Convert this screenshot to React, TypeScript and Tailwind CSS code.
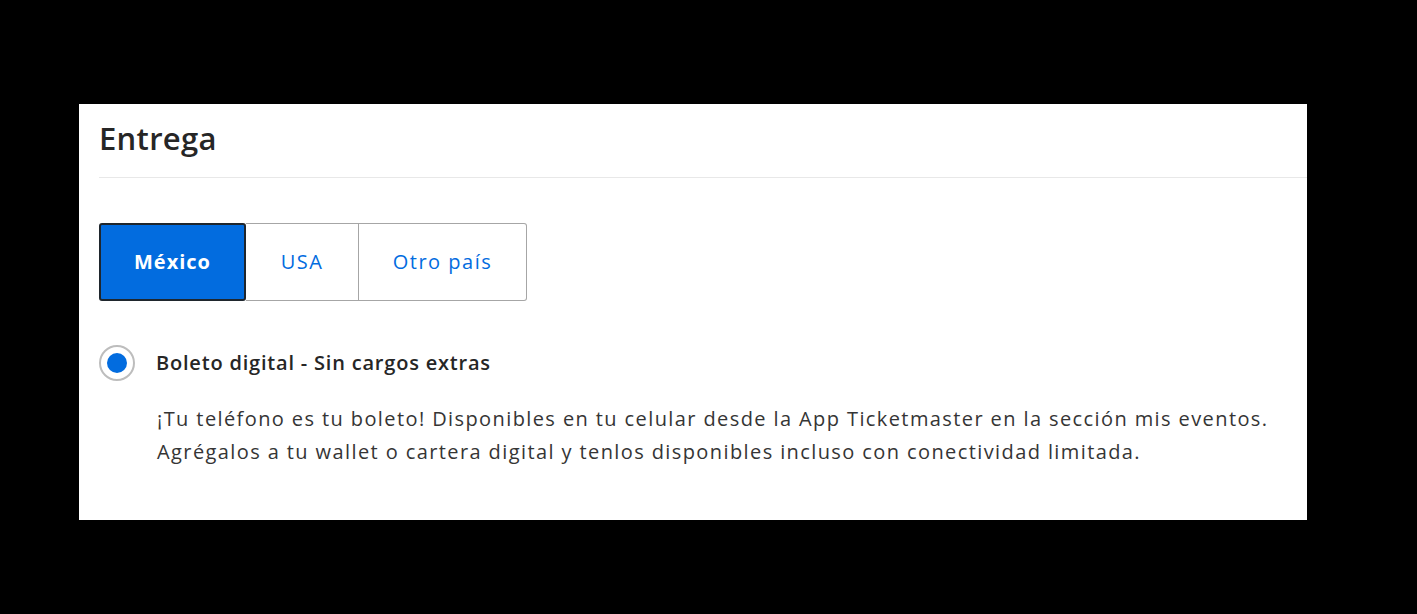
export default function App() {
  const tabs = [
    { label: 'México', active: true, w: 'w-[147px]' },
    { label: 'USA', active: false, w: 'w-[113px]' },
    { label: 'Otro país', active: false, w: 'w-[168px]' },
  ];

  return (
    <div className="min-h-[614px] bg-black pt-[104px] pl-[79px] font-['Open_Sans',sans-serif]">
      <div className="w-[1228px] h-[416px] bg-white pl-5">
        <div className="h-[74px] border-b border-[#e8e8e8] flex items-center">
          <h2 className="text-[31px] text-[#262626] font-semibold leading-none tracking-[0.3px] -mt-1">Entrega</h2>
        </div>

        <div className="pt-[45px] flex">
          {tabs.map((t, i) => (
            <button
              key={t.label}
              className={
                t.active
                  ? `${t.w} h-[78px] bg-[#026cdf] text-white font-bold text-[20px] tracking-[1px] border-2 border-[#1f262d] rounded-[3px]`
                  : `${t.w} h-[78px] bg-white text-[#026cdf] text-[20px] tracking-[1.5px] border border-l-0 border-[#a6a6a6] ${i === tabs.length - 1 ? 'rounded-r-[3px]' : ''}`
              }
            >
              {t.label}
            </button>
          ))}
        </div>

        <div className="mt-[44px] flex items-center">
          <span className="w-[36px] h-[36px] rounded-full border-2 border-[#bdbdbd] flex items-center justify-center">
            <span className="w-[20px] h-[20px] rounded-full bg-[#026cdf]" />
          </span>
          <span className="ml-[21px] text-[20px] font-semibold tracking-[0.8px] text-[#262626]">Boleto digital - Sin cargos extras</span>
        </div>

        <p className="mt-[21px] ml-[58px] text-[20px] leading-[33px] tracking-[1.4px] text-[#353535]">
          ¡Tu teléfono es tu boleto! Disponibles en tu celular desde la App Ticketmaster en la sección mis eventos.
          <br />
          Agrégalos a tu wallet o cartera digital y tenlos disponibles incluso con conectividad limitada.
        </p>
      </div>
    </div>
  );
}
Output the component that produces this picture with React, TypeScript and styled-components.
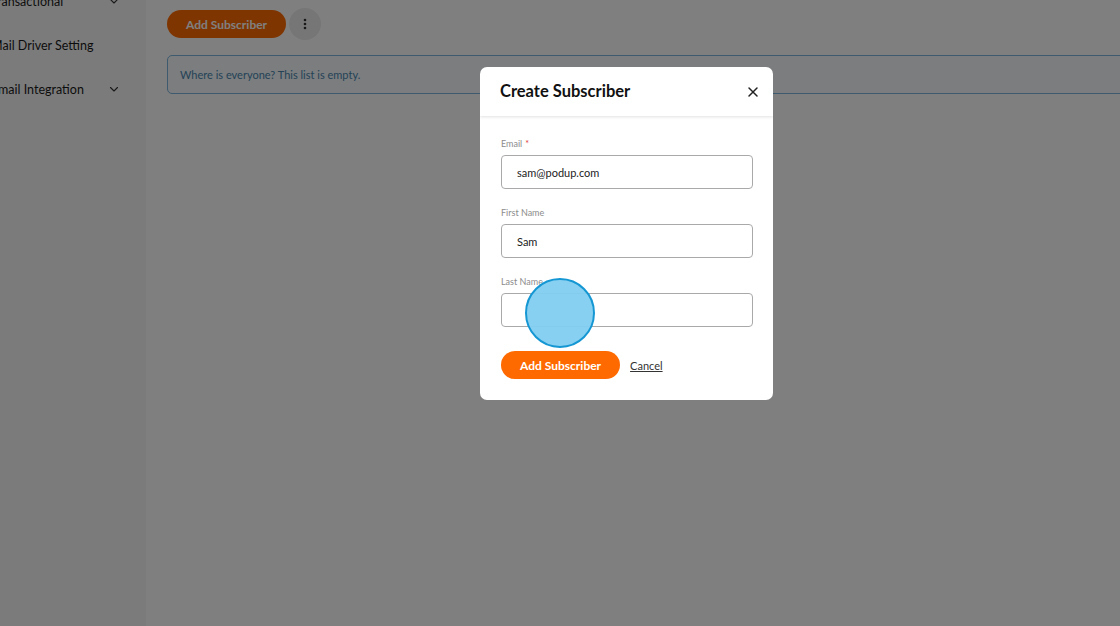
import styled, { createGlobalStyle } from "styled-components";

const Global = createGlobalStyle`
  html, body { margin: 0; padding: 0; }
  body { font-family: Lato, "Noto Sans", sans-serif; background: #fff; color: #111; }
  * { box-sizing: border-box; }
`;

const Page = styled.div`
  position: relative;
  width: 1120px; height: 626px; overflow: hidden;
  display: flex;
`;

const Sidebar = styled.aside`
  width: 146px; flex: none;
  background: #f7f7f7;
  overflow: hidden;
  display: flex; flex-direction: column;
`;

const NavItem = styled.div`
  display: flex; align-items: center; justify-content: space-between;
  height: 44px;
  margin-left: -9px;
  padding-right: 26px;
  font-size: 12.5px; color: #1a1a1a; white-space: nowrap;
  &:first-child { margin-top: -21px; }
  svg { flex: none; }
`;

const Main = styled.main`
  flex: 1; min-width: 0;
  background: #fff;
  padding: 8px 0 0 21px;
  display: flex; flex-direction: column; gap: 15px;
`;

const Toolbar = styled.div`
  display: flex; align-items: center; gap: 3px;
`;

const Pill = styled.button`
  height: 28px; padding: 0 19px;
  border: 0; border-radius: 14px;
  background: #ff6a00; color: #fff;
  font-family: inherit; font-weight: 700; font-size: 12px;
`;

const Kebab = styled.button`
  width: 32px; height: 32px; border-radius: 50%;
  border: 0; background: #ececec;
  display: flex; align-items: center; justify-content: center;
`;

const Alert = styled.div`
  height: 39px; margin-right: -20px;
  border: 1px solid #7cb4dc; border-radius: 5px;
  background: #f6fbff;
  display: flex; align-items: center; padding-left: 12px;
  font-size: 11px; color: #4a86ad;
`;

const Overlay = styled.div`
  position: absolute; inset: 0;
  background: rgba(0, 0, 0, 0.5);
`;

const Modal = styled.div`
  position: absolute; left: 480px; top: 67px;
  width: 293px;
  background: #fff; border-radius: 7px;
  overflow: hidden;
`;

const Header = styled.div`
  height: 49px;
  display: flex; align-items: center; justify-content: space-between;
  padding: 0 14px 0 20px;
  box-shadow: 0 1px 3px rgba(0,0,0,0.12);
  position: relative;
`;

const Title = styled.h2`
  margin: -2px 0 0; font-size: 16.5px; font-weight: 700; color: #111;
`;

const Body = styled.div`
  padding: 22px 20px 21px 21px;
  display: flex; flex-direction: column;
`;

const Field = styled.div`
  display: flex; flex-direction: column; gap: 6px;
  margin-bottom: 18px;
`;

const Label = styled.label`
  font-size: 9px; color: #8c8c8c; line-height: 11px;
  span { color: #e03a3a; margin-left: 3px; }
`;

const Input = styled.div`
  height: 34px; border: 1px solid #a9a9a9; border-radius: 4px;
  display: flex; align-items: center; padding-left: 15px;
  font-size: 11px; color: #222;
`;

const Actions = styled.div`
  display: flex; align-items: center; gap: 10px;
  margin-top: 6px;
`;

const Link = styled.a`
  font-size: 11px; color: #333; text-decoration: underline;
`;

const Tap = styled.div`
  position: absolute; left: 525px; top: 278px;
  width: 70px; height: 70px; border-radius: 50%;
  background: rgba(130, 205, 240, 0.95);
  border: 2px solid #1597d3;
`;

const Chevron = () => (
  <svg width="12" height="12" viewBox="0 0 24 24" fill="none" stroke="#333" strokeWidth="2.2" strokeLinecap="round" strokeLinejoin="round">
    <path d="M5 9l7 7 7-7" />
  </svg>
);

export default function App() {
  return (
    <Page>
      <Global />
      <Sidebar>
        <NavItem>Transactional <Chevron /></NavItem>
        <NavItem>Mail Driver Setting</NavItem>
        <NavItem>Email Integration <Chevron /></NavItem>
      </Sidebar>
      <Main>
        <Toolbar>
          <Pill>Add Subscriber</Pill>
          <Kebab>
            <svg width="4" height="12" viewBox="0 0 4 12"><circle cx="2" cy="2" r="1.3" fill="#333" /><circle cx="2" cy="6" r="1.3" fill="#333" /><circle cx="2" cy="10" r="1.3" fill="#333" /></svg>
          </Kebab>
        </Toolbar>
        <Alert>Where is everyone? This list is empty.</Alert>
      </Main>
      <Overlay />
      <Modal>
        <Header>
          <Title>Create Subscriber</Title>
          <svg width="12" height="12" viewBox="0 0 12 12" stroke="#222" strokeWidth="1.5" strokeLinecap="round"><path d="M2 2l8 8M10 2l-8 8" /></svg>
        </Header>
        <Body>
          <Field>
            <Label>Email<span>*</span></Label>
            <Input>sam@podup.com</Input>
          </Field>
          <Field>
            <Label>First Name</Label>
            <Input>Sam</Input>
          </Field>
          <Field>
            <Label>Last Name</Label>
            <Input />
          </Field>
          <Actions>
            <Pill>Add Subscriber</Pill>
            <Link>Cancel</Link>
          </Actions>
        </Body>
      </Modal>
      <Tap />
    </Page>
  );
}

* * * * * * *

Print each entry shown above with exact wording and no pictures.

Convert this screenshot to React, TypeScript and Tailwind CSS code.
export default function App() {
  const tabs = [
    { label: 'México', active: true, w: 'w-[147px]' },
    { label: 'USA', active: false, w: 'w-[113px]' },
    { label: 'Otro país', active: false, w: 'w-[168px]' },
  ];

  return (
    <div className="min-h-[614px] bg-black pt-[104px] pl-[79px] font-['Open_Sans',sans-serif]">
      <div className="w-[1228px] h-[416px] bg-white pl-5">
        <div className="h-[74px] border-b border-[#e8e8e8] flex items-center">
          <h2 className="text-[31px] text-[#262626] font-semibold leading-none tracking-[0.3px] -mt-1">Entrega</h2>
        </div>

        <div className="pt-[45px] flex">
          {tabs.map((t, i) => (
            <button
              key={t.label}
              className={
                t.active
                  ? `${t.w} h-[78px] bg-[#026cdf] text-white font-bold text-[20px] tracking-[1px] border-2 border-[#1f262d] rounded-[3px]`
                  : `${t.w} h-[78px] bg-white text-[#026cdf] text-[20px] tracking-[1.5px] border border-l-0 border-[#a6a6a6] ${i === tabs.length - 1 ? 'rounded-r-[3px]' : ''}`
              }
            >
              {t.label}
            </button>
          ))}
        </div>

        <div className="mt-[44px] flex items-center">
          <span className="w-[36px] h-[36px] rounded-full border-2 border-[#bdbdbd] flex items-center justify-center">
            <span className="w-[20px] h-[20px] rounded-full bg-[#026cdf]" />
          </span>
          <span className="ml-[21px] text-[20px] font-semibold tracking-[0.8px] text-[#262626]">Boleto digital - Sin cargos extras</span>
        </div>

        <p className="mt-[21px] ml-[58px] text-[20px] leading-[33px] tracking-[1.4px] text-[#353535]">
          ¡Tu teléfono es tu boleto! Disponibles en tu celular desde la App Ticketmaster en la sección mis eventos.
          <br />
          Agrégalos a tu wallet o cartera digital y tenlos disponibles incluso con conectividad limitada.
        </p>
      </div>
    </div>
  );
}
Output the component that produces this picture with React, TypeScript and styled-components.
import styled, { createGlobalStyle } from "styled-components";

const Global = createGlobalStyle`
  html, body { margin: 0; padding: 0; }
  body { font-family: Lato, "Noto Sans", sans-serif; background: #fff; color: #111; }
  * { box-sizing: border-box; }
`;

const Page = styled.div`
  position: relative;
  width: 1120px; height: 626px; overflow: hidden;
  display: flex;
`;

const Sidebar = styled.aside`
  width: 146px; flex: none;
  background: #f7f7f7;
  overflow: hidden;
  display: flex; flex-direction: column;
`;

const NavItem = styled.div`
  display: flex; align-items: center; justify-content: space-between;
  height: 44px;
  margin-left: -9px;
  padding-right: 26px;
  font-size: 12.5px; color: #1a1a1a; white-space: nowrap;
  &:first-child { margin-top: -21px; }
  svg { flex: none; }
`;

const Main = styled.main`
  flex: 1; min-width: 0;
  background: #fff;
  padding: 8px 0 0 21px;
  display: flex; flex-direction: column; gap: 15px;
`;

const Toolbar = styled.div`
  display: flex; align-items: center; gap: 3px;
`;

const Pill = styled.button`
  height: 28px; padding: 0 19px;
  border: 0; border-radius: 14px;
  background: #ff6a00; color: #fff;
  font-family: inherit; font-weight: 700; font-size: 12px;
`;

const Kebab = styled.button`
  width: 32px; height: 32px; border-radius: 50%;
  border: 0; background: #ececec;
  display: flex; align-items: center; justify-content: center;
`;

const Alert = styled.div`
  height: 39px; margin-right: -20px;
  border: 1px solid #7cb4dc; border-radius: 5px;
  background: #f6fbff;
  display: flex; align-items: center; padding-left: 12px;
  font-size: 11px; color: #4a86ad;
`;

const Overlay = styled.div`
  position: absolute; inset: 0;
  background: rgba(0, 0, 0, 0.5);
`;

const Modal = styled.div`
  position: absolute; left: 480px; top: 67px;
  width: 293px;
  background: #fff; border-radius: 7px;
  overflow: hidden;
`;

const Header = styled.div`
  height: 49px;
  display: flex; align-items: center; justify-content: space-between;
  padding: 0 14px 0 20px;
  box-shadow: 0 1px 3px rgba(0,0,0,0.12);
  position: relative;
`;

const Title = styled.h2`
  margin: -2px 0 0; font-size: 16.5px; font-weight: 700; color: #111;
`;

const Body = styled.div`
  padding: 22px 20px 21px 21px;
  display: flex; flex-direction: column;
`;

const Field = styled.div`
  display: flex; flex-direction: column; gap: 6px;
  margin-bottom: 18px;
`;

const Label = styled.label`
  font-size: 9px; color: #8c8c8c; line-height: 11px;
  span { color: #e03a3a; margin-left: 3px; }
`;

const Input = styled.div`
  height: 34px; border: 1px solid #a9a9a9; border-radius: 4px;
  display: flex; align-items: center; padding-left: 15px;
  font-size: 11px; color: #222;
`;

const Actions = styled.div`
  display: flex; align-items: center; gap: 10px;
  margin-top: 6px;
`;

const Link = styled.a`
  font-size: 11px; color: #333; text-decoration: underline;
`;

const Tap = styled.div`
  position: absolute; left: 525px; top: 278px;
  width: 70px; height: 70px; border-radius: 50%;
  background: rgba(130, 205, 240, 0.95);
  border: 2px solid #1597d3;
`;

const Chevron = () => (
  <svg width="12" height="12" viewBox="0 0 24 24" fill="none" stroke="#333" strokeWidth="2.2" strokeLinecap="round" strokeLinejoin="round">
    <path d="M5 9l7 7 7-7" />
  </svg>
);

export default function App() {
  return (
    <Page>
      <Global />
      <Sidebar>
        <NavItem>Transactional <Chevron /></NavItem>
        <NavItem>Mail Driver Setting</NavItem>
        <NavItem>Email Integration <Chevron /></NavItem>
      </Sidebar>
      <Main>
        <Toolbar>
          <Pill>Add Subscriber</Pill>
          <Kebab>
            <svg width="4" height="12" viewBox="0 0 4 12"><circle cx="2" cy="2" r="1.3" fill="#333" /><circle cx="2" cy="6" r="1.3" fill="#333" /><circle cx="2" cy="10" r="1.3" fill="#333" /></svg>
          </Kebab>
        </Toolbar>
        <Alert>Where is everyone? This list is empty.</Alert>
      </Main>
      <Overlay />
      <Modal>
        <Header>
          <Title>Create Subscriber</Title>
          <svg width="12" height="12" viewBox="0 0 12 12" stroke="#222" strokeWidth="1.5" strokeLinecap="round"><path d="M2 2l8 8M10 2l-8 8" /></svg>
        </Header>
        <Body>
          <Field>
            <Label>Email<span>*</span></Label>
            <Input>sam@podup.com</Input>
          </Field>
          <Field>
            <Label>First Name</Label>
            <Input>Sam</Input>
          </Field>
          <Field>
            <Label>Last Name</Label>
            <Input />
          </Field>
          <Actions>
            <Pill>Add Subscriber</Pill>
            <Link>Cancel</Link>
          </Actions>
        </Body>
      </Modal>
      <Tap />
    </Page>
  );
}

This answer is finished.